4 Thoughts On Gov. Charlie Baker’s Washington Health Care Testimony

September 8, 2017
  1. It was vintage Charlie. Just as the late Boston Mayor Tom Menino was the self-styled urban mechanic, so is Baker the town manager of Massachusetts. Baker is too shrewd to call himself that. But his Capitol Hill performance was fact-based and leavened with the sort analysis that only the delusional would dispute.
  2. Despite the cameras, Baker was playing an inside game. Believe the Governor when he says he has no national aspirations. A politician aiming to shimmy up the greasy poll of presidential politics might have returned to Beacon Hill to find a few national reported headlined: “A Kasich-Weld Team Could Bring Trump Down.” His exchanges with Massachusetts’ senior senator, Democrat Elizabeth Warren, suggested two people who have spent time talking through the issues and reaching fundamental agreement. No doubt he’s been lobbying his own party vigorously. He knows the Democratic-controlled legislature is watching him, and he was at the top of his game.
  3. Baker’s appearance will be good for his re-election effort. He’s yet to formally announce, but that’s considered a technicality because he’s raising money. It’s not that his performance will resonate through the weeks and months. Hardly. What matters is that the news footage exists. This is the stuff of several very strong television and online commercials that will show Baker fighting for Massachusetts in the face opposition from the national GOP. Add endorsements from renegade Republicans such as Sen.
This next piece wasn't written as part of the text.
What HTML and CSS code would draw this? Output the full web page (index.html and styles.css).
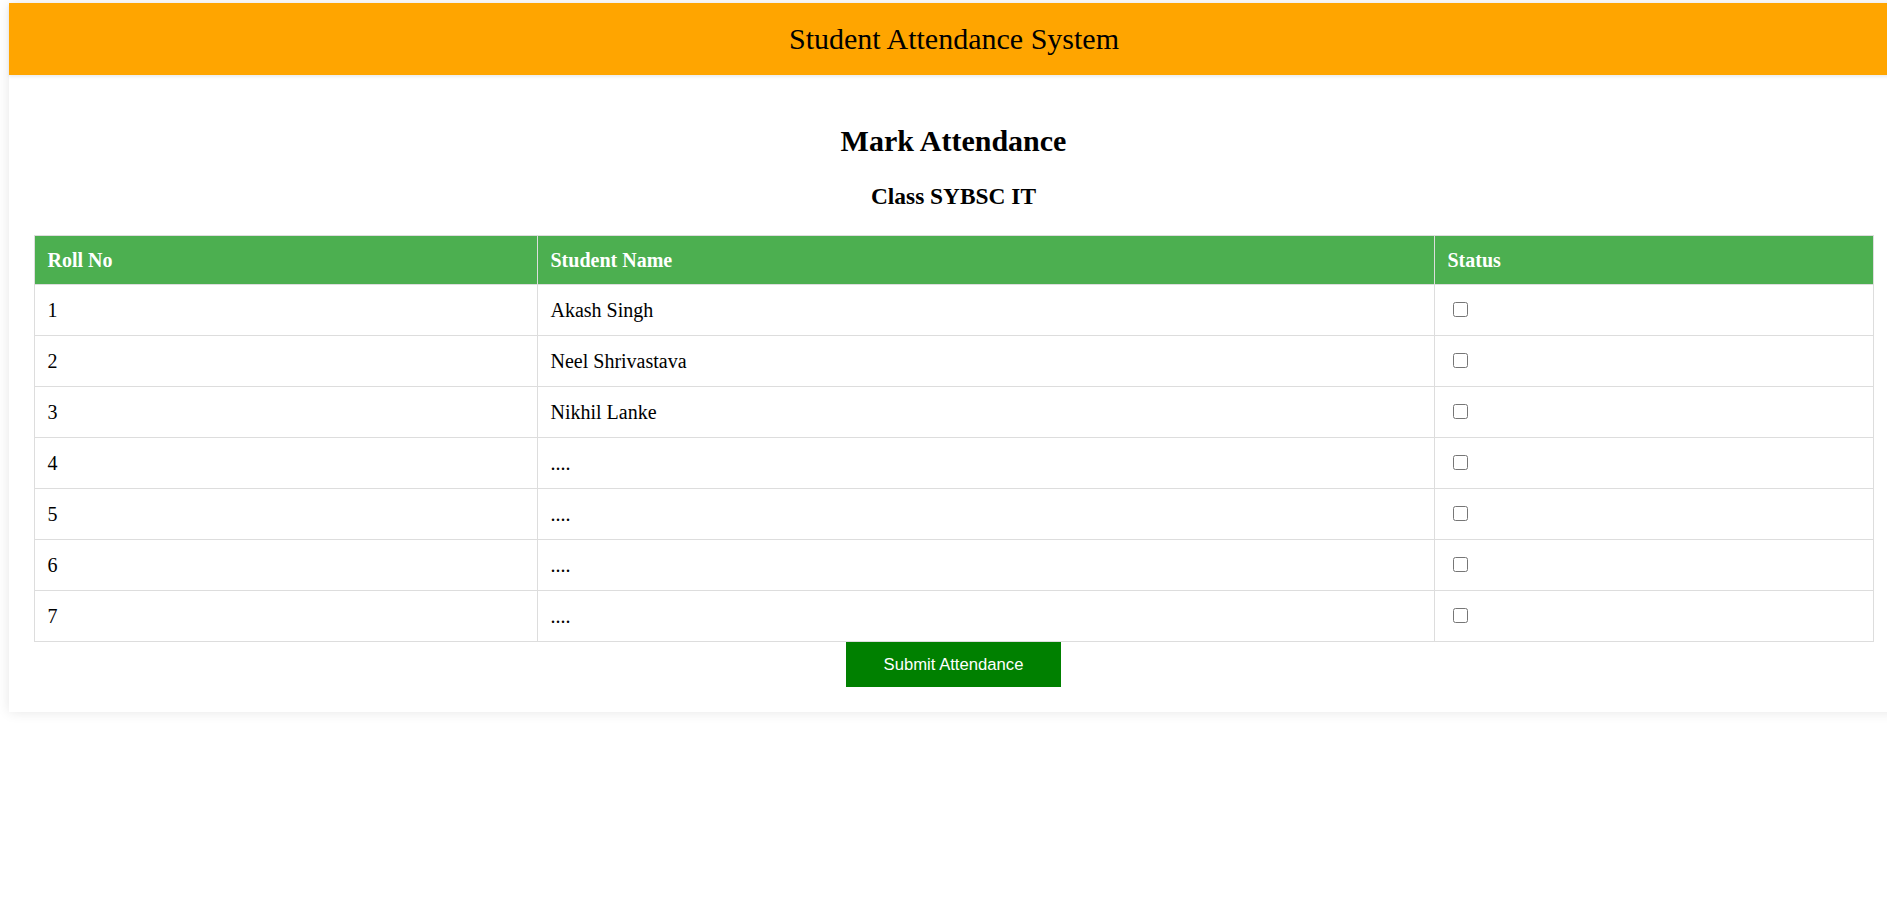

John McCain of Arizona and Sen. Susan Collins of Maine and you’ll see why independent voters and some Democrats will stay with Baker.
  4. With luck, Baker and all the others trying to keep the ACA alive might be able to avert disaster, but they can’t avoid pain. Within the next two years, the odds are that the working poor and the unemployed will be disproportionately hit by health care belt tightening. And that’s the best-case scenario. Massachusetts just doesn’t have the resources to fill all the gaps that will emerge as Washington rolls back coverage. The fact that the most recent report suggests that revenue from taxes is once again softening has Beacon Hill realists worrying.